Les parcours migratoires en question

Les facteurs dont dépend la notion de “ migration ” sont nombreux : espace géographique, durée de séjour, motivations, caractéristiques des différents migrants par exemple. Cette complexité oblige à opter pour certains d’entre eux quand on veut établir soit une définition, soit une typologie des différents types de migrations. Nous avons choisi, quant à nous, dans un premier temps, de nous baser à la fois sur l’espace et sur les délais de séjour, ce qui nous a permis de mettre l’accent sur l’importance des modèles culturels dans les phénomènes de représentations et de pratiques spatiales.

Le terme “ migration ” désigne usuellement un déplacement d’une personne qui quitte son lieu de résidence habituel pour s’établir dans un autre, volontairement ou non, de façon temporaire ou permanente. Ainsi, le Population Reference Bureau 6 assimile en 1980 une migration à ‘“ un mouvement de personnes traversant une certaine limite afin d’établir ailleurs une nouvelle résidence permanente ”’ (Domenach, Picouet, 1987). Cette notion fait exclusivement référence au concept d’unique lieu de résidence, ce qui est dommageable en Afrique de l’Ouest où les cas de double, voire de triple résidence ne sont pas rares. C’est alors l’ensemble de ces lieux qui constitue un pôle d’origine pour les individus se déplaçant.

Dans ce travail, la “ certaine limite ” définie sera constituée en fait par le logement que l’enquêté affirme être sa résidence principale. Nous répertorions ensuite chronologiquement l’ensemble des lieux habités, quel que soit l’endroit, hors de cette habitation actuelle. Mais se pose aussi le problème de la durée. Nous avons choisi de ne pas prendre en compte les visites et séjours de courte durée, car notre problématique se base sur l’hypothèse d’utilisation de référents sociaux et spatiaux qui ne peuvent être modifiés sur quelques jours ou quelques mois. Nous n’appelons donc migrations que les déplacements ayant pour destination des séjours d’une durée minimale de six mois. Cette durée est le délai minimum nécessaire à partir duquel le migrant peut commencer à s’imprégner de son nouveau milieu, ainsi que le montrent plusieurs études. Par exemple, Dekkers et Tarrius (1988) indiquent qu’après une première période de résidence de 3 à 6 mois (appelée “ période de reconnaissance ”), les modes de transport empruntés changent, les pratiques de déplacement se stabilisent. De même, Traoré et alii (1995) ne retiennent dans leur enquête sur les cheminements migratoires à Bamako que les lieux dans lesquels les individus avaient séjourné pendant plus de six mois, les migrations de durée inférieure, considérées comme de courte durée, n’étant pas prises en compte dans leur analyse. Enfin, parmi les critères d’identification d’une migration, Poulain et alii (1991) notent ‘: “ une durée d’absence ou une intention d’absence ou de présence (dans le nouveau lieu de résidence) d’au moins six mois ”’ (Poulain et alii, 1991, p. 25). Ce seuil a par ailleurs aussi été utilisé pour les recueils des parcours migratoires par Dureau (1991) dans son enquête à Quito (Equateur).

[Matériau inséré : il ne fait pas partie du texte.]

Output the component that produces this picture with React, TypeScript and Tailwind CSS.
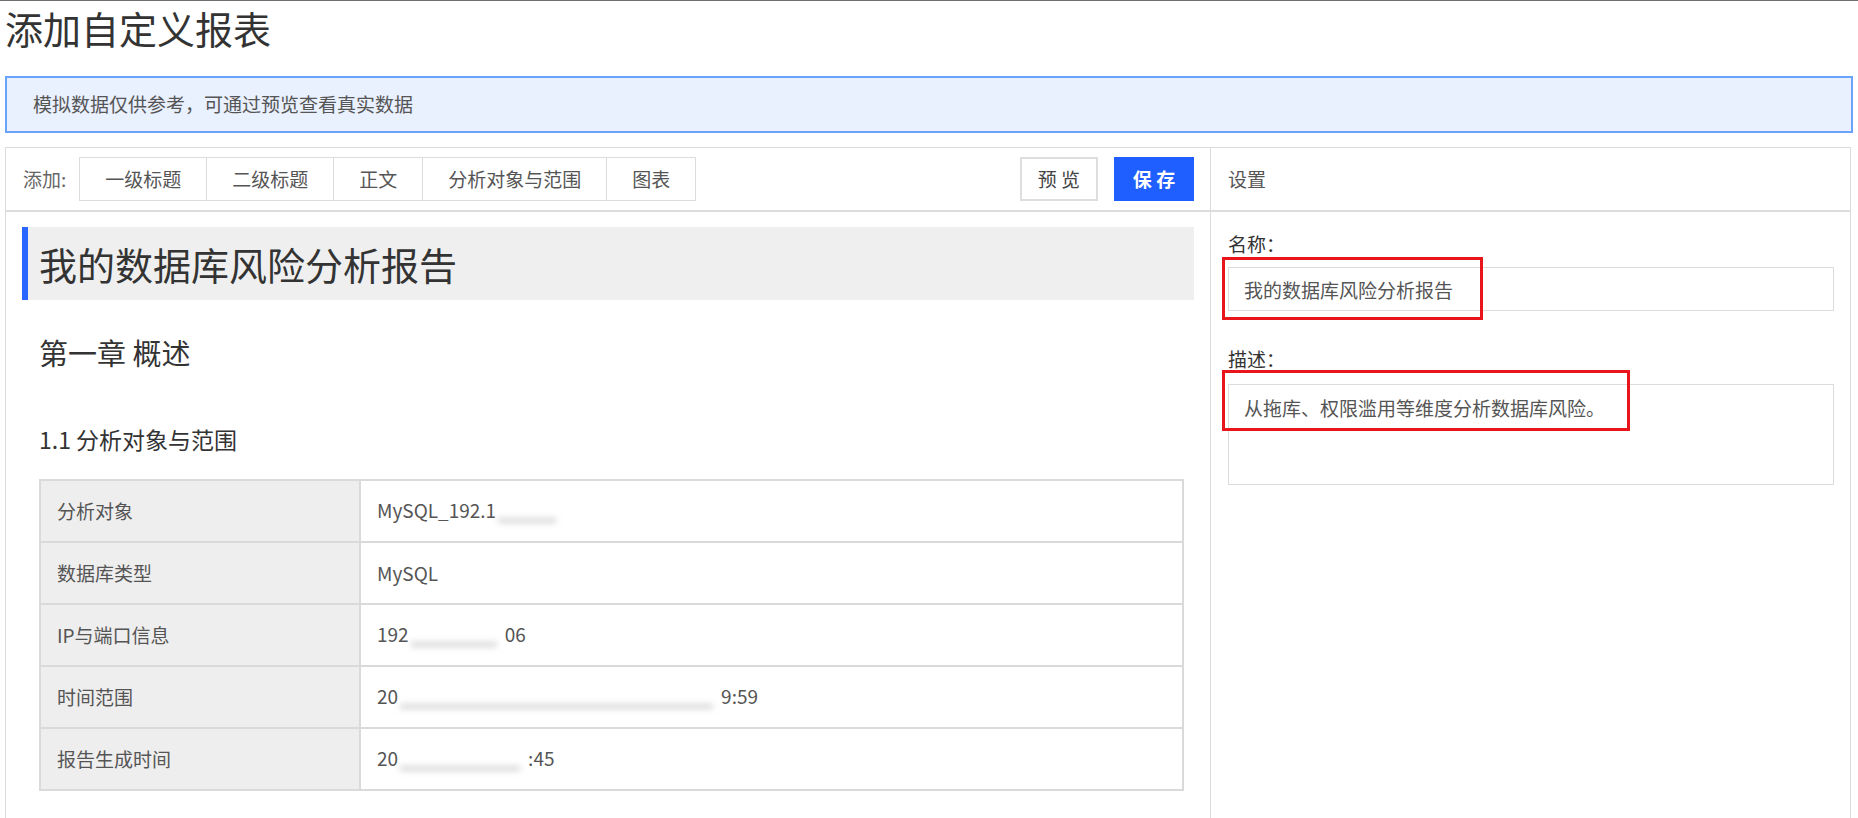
import React from "react";

const toolButtons = ["一级标题", "二级标题", "正文", "分析对象与范围", "图表"];

const Blur = ({ w }: { w: number }) => (
  <span
    className="relative inline-block h-[27px] align-middle bg-white"
    style={{ width: w }}
  >
    <span className="absolute left-[2px] right-[8px] bottom-[3px] h-[5px] bg-[#d6d6d6] blur-[3px]" />
  </span>
);

const rows: { label: string; value: React.ReactNode }[] = [
  {
    label: "分析对象",
    value: (
      <>
        MySQL_192.1
        <Blur w={68} />
      </>
    ),
  },
  { label: "数据库类型", value: "MySQL" },
  {
    label: "IP与端口信息",
    value: (
      <>
        192
        <Blur w={96} />
        06
      </>
    ),
  },
  {
    label: "时间范围",
    value: (
      <>
        20
        <Blur w={323} />
        9:59
      </>
    ),
  },
  {
    label: "报告生成时间",
    value: (
      <>
        20
        <Blur w={130} />
        :45
      </>
    ),
  },
];

const App = () => {
  return (
    <div className="min-h-screen bg-white border-t border-[#6f6f6f] font-['Noto_Sans_CJK_SC','Noto_Sans',sans-serif] text-[#333]">
      <h1 className="pl-[5px] text-[38px] leading-[54px] font-normal text-[#333]">
        添加自定义报表
      </h1>

      <div className="mx-[5px] mt-[21px] h-[57px] border-2 border-[#6aa3fb] bg-[#e9f0fe] pl-[26px] flex items-center text-[19px] text-[#555]">
        模拟数据仅供参考，可通过预览查看真实数据
      </div>

      <div className="ml-[5px] mt-[14px] w-[1846px] border border-[#dcdcdc] flex">
        {/* editor */}
        <div className="flex-1 flex flex-col">
          <div className="h-[64px] border-b-2 border-[#dcdcdc] flex items-center pl-[17px] pr-[16px]">
            <span className="text-[19px] text-[#666]">添加:</span>
            <div className="ml-[13px] flex border border-[#dcdcdc]">
              {toolButtons.map((b, i) => (
                <button
                  key={b}
                  className={
                    "h-[42px] px-[25px] text-[19px] text-[#555] bg-white " +
                    (i < toolButtons.length - 1 ? "border-r border-[#dcdcdc]" : "")
                  }
                >
                  {b}
                </button>
              ))}
            </div>
            <div className="ml-auto flex gap-[16px]">
              <button className="w-[78px] h-[44px] border-2 border-[#dedede] bg-white text-[19px] text-[#444]">
                预 览
              </button>
              <button className="w-[80px] h-[44px] bg-[#1f5eff] text-[19px] font-bold text-white">
                保 存
              </button>
            </div>
          </div>

          <div className="pl-[16px] pr-[16px] pt-[15px] pb-[40px]">
            <div className="h-[73px] bg-[#efefef] border-l-[6px] border-[#2b65ff] pl-[11px] flex items-center text-[38px] text-[#333]">
              我的数据库风险分析报告
            </div>

            <h2 className="mt-[32px] pl-[17px] text-[29px] leading-[40px] font-normal text-[#333]">
              第一章 概述
            </h2>

            <h3 className="mt-[50px] pl-[17px] text-[23px] leading-[34px] font-normal text-[#333]">
              1.1 分析对象与范围
            </h3>

            <table className="mt-[23px] ml-[17px] w-[1145px] border-collapse text-[19px] text-[#555]">
              <tbody>
                {rows.map((r) => (
                  <tr key={r.label} className="h-[62px]">
                    <td className="w-[320px] border-2 border-[#dadada] bg-[#eeeeee] pl-[16px]">
                      {r.label}
                    </td>
                    <td className="border-2 border-[#dadada] bg-white pl-[16px] whitespace-nowrap">
                      {r.value}
                    </td>
                  </tr>
                ))}
              </tbody>
            </table>
          </div>
        </div>

        {/* settings */}
        <div className="w-[640px] border-l border-[#dcdcdc] flex flex-col">
          <div className="h-[64px] border-b-2 border-[#dcdcdc] flex items-center pl-[17px] text-[19px] text-[#555]">
            设置
          </div>
          <div className="pl-[17px] pr-[16px] pt-[19px]">
            <div className="text-[19px] leading-[26px] text-[#333]">名称：</div>
            <div className="relative mt-[10px]">
              <input
                className="w-full h-[44px] border border-[#dcdcdc] pl-[15px] text-[19px] text-[#555] outline-none"
                defaultValue="我的数据库风险分析报告"
              />
              <div className="absolute -left-[6px] -top-[10px] w-[261px] h-[63px] border-[3px] border-[#e8151b] pointer-events-none" />
            </div>

            <div className="mt-[35px] text-[19px] leading-[26px] text-[#333]">描述：</div>
            <div className="relative mt-[12px]">
              <textarea
                className="block w-full h-[101px] border border-[#dcdcdc] pl-[15px] pt-[10px] text-[19px] leading-[26px] text-[#555] outline-none resize-none"
                defaultValue="从拖库、权限滥用等维度分析数据库风险。"
              />
              <div className="absolute -left-[6px] -top-[14px] w-[408px] h-[61px] border-[3px] border-[#e8151b] pointer-events-none" />
            </div>
          </div>
        </div>
      </div>
    </div>
  );
};

export default App;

Ainsi, ont été répertoriés, pour chaque individu, tous les lieux habités pendant plus de six mois, le type de logement occupé, le statut d’occupation, la durée de résidence et la raison du déménagement. Ce recueil a été effectué à la fois pour les entretiens et pour les individus de l’enquête-ménages, même si, comme nous allons maintenant le présenter, les deux échantillons de populations ont été ciblés différemment.

Notes
6.

Organisme américain privé dont l’objectif est de fournir des données “ objectives ” sur la population américaine et internationale.